== Written exercise ==
Write the data below out exactly as it stands. Do not include the pictures.

═══

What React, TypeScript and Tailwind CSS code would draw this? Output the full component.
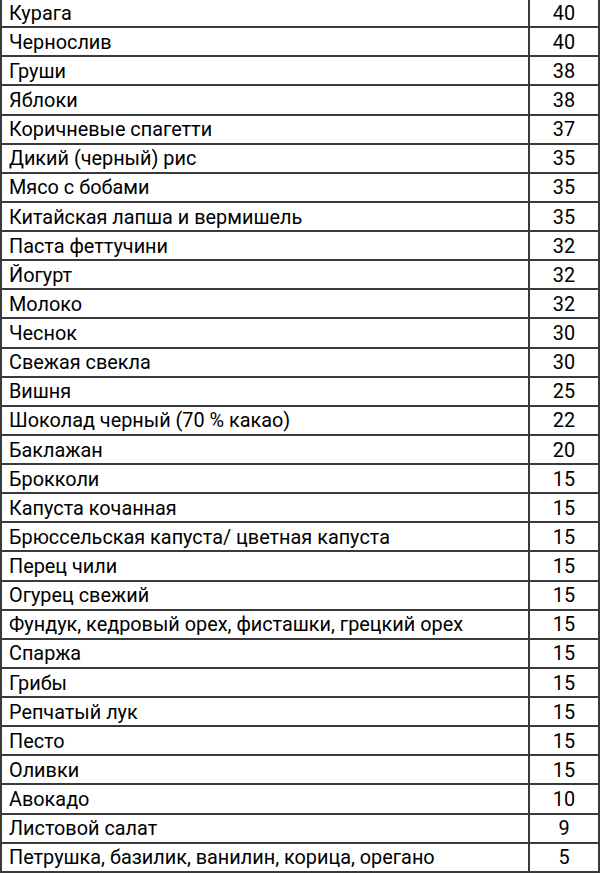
const rows: [string, string][] = [
  ['Курага', '40'],
  ['Чернослив', '40'],
  ['Груши', '38'],
  ['Яблоки', '38'],
  ['Коричневые спагетти', '37'],
  ['Дикий (черный) рис', '35'],
  ['Мясо с бобами', '35'],
  ['Китайская лапша и вермишель', '35'],
  ['Паста феттучини', '32'],
  ['Йогурт', '32'],
  ['Молоко', '32'],
  ['Чеснок', '30'],
  ['Свежая свекла', '30'],
  ['Вишня', '25'],
  ['Шоколад черный (70 % какао)', '22'],
  ['Баклажан', '20'],
  ['Брокколи', '15'],
  ['Капуста кочанная', '15'],
  ['Брюссельская капуста/ цветная капуста', '15'],
  ['Перец чили', '15'],
  ['Огурец свежий', '15'],
  ['Фундук, кедровый орех, фисташки, грецкий орех', '15'],
  ['Спаржа', '15'],
  ['Грибы', '15'],
  ['Репчатый лук', '15'],
  ['Песто', '15'],
  ['Оливки', '15'],
  ['Авокадо', '10'],
  ['Листовой салат', '9'],
  ['Петрушка, базилик, ванилин, корица, орегано', '5'],
];

export default function App() {
  return (
    <div className="w-[600px] h-[873px] overflow-hidden bg-white text-black font-['Roboto',sans-serif]">
      {rows.map(([name, gi], i) => (
        <div
          key={i}
          className="grid grid-cols-[1fr_70px] h-[29.14px] border-b-2 border-[#3a3a3a] first:-mt-[1px]"
        >
          <div className="flex items-center pl-[7px] pt-[2px] border-l-2 border-r-2 border-[#3a3a3a] text-[19.85px] leading-none">
            {name}
          </div>
          <div className="flex items-center justify-center pt-[2px] border-r-2 border-[#3a3a3a] text-[19.85px] leading-none">
            {gi}
          </div>
        </div>
      ))}
    </div>
  );
}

═══

== Task solution ==
What React, TypeScript and Tailwind CSS code would draw this? Output the full component.
const rows: [string, string][] = [
  ['Курага', '40'],
  ['Чернослив', '40'],
  ['Груши', '38'],
  ['Яблоки', '38'],
  ['Коричневые спагетти', '37'],
  ['Дикий (черный) рис', '35'],
  ['Мясо с бобами', '35'],
  ['Китайская лапша и вермишель', '35'],
  ['Паста феттучини', '32'],
  ['Йогурт', '32'],
  ['Молоко', '32'],
  ['Чеснок', '30'],
  ['Свежая свекла', '30'],
  ['Вишня', '25'],
  ['Шоколад черный (70 % какао)', '22'],
  ['Баклажан', '20'],
  ['Брокколи', '15'],
  ['Капуста кочанная', '15'],
  ['Брюссельская капуста/ цветная капуста', '15'],
  ['Перец чили', '15'],
  ['Огурец свежий', '15'],
  ['Фундук, кедровый орех, фисташки, грецкий орех', '15'],
  ['Спаржа', '15'],
  ['Грибы', '15'],
  ['Репчатый лук', '15'],
  ['Песто', '15'],
  ['Оливки', '15'],
  ['Авокадо', '10'],
  ['Листовой салат', '9'],
  ['Петрушка, базилик, ванилин, корица, орегано', '5'],
];

export default function App() {
  return (
    <div className="w-[600px] h-[873px] overflow-hidden bg-white text-black font-['Roboto',sans-serif]">
      {rows.map(([name, gi], i) => (
        <div
          key={i}
          className="grid grid-cols-[1fr_70px] h-[29.14px] border-b-2 border-[#3a3a3a] first:-mt-[1px]"
        >
          <div className="flex items-center pl-[7px] pt-[2px] border-l-2 border-r-2 border-[#3a3a3a] text-[19.85px] leading-none">
            {name}
          </div>
          <div className="flex items-center justify-center pt-[2px] border-r-2 border-[#3a3a3a] text-[19.85px] leading-none">
            {gi}
          </div>
        </div>
      ))}
    </div>
  );
}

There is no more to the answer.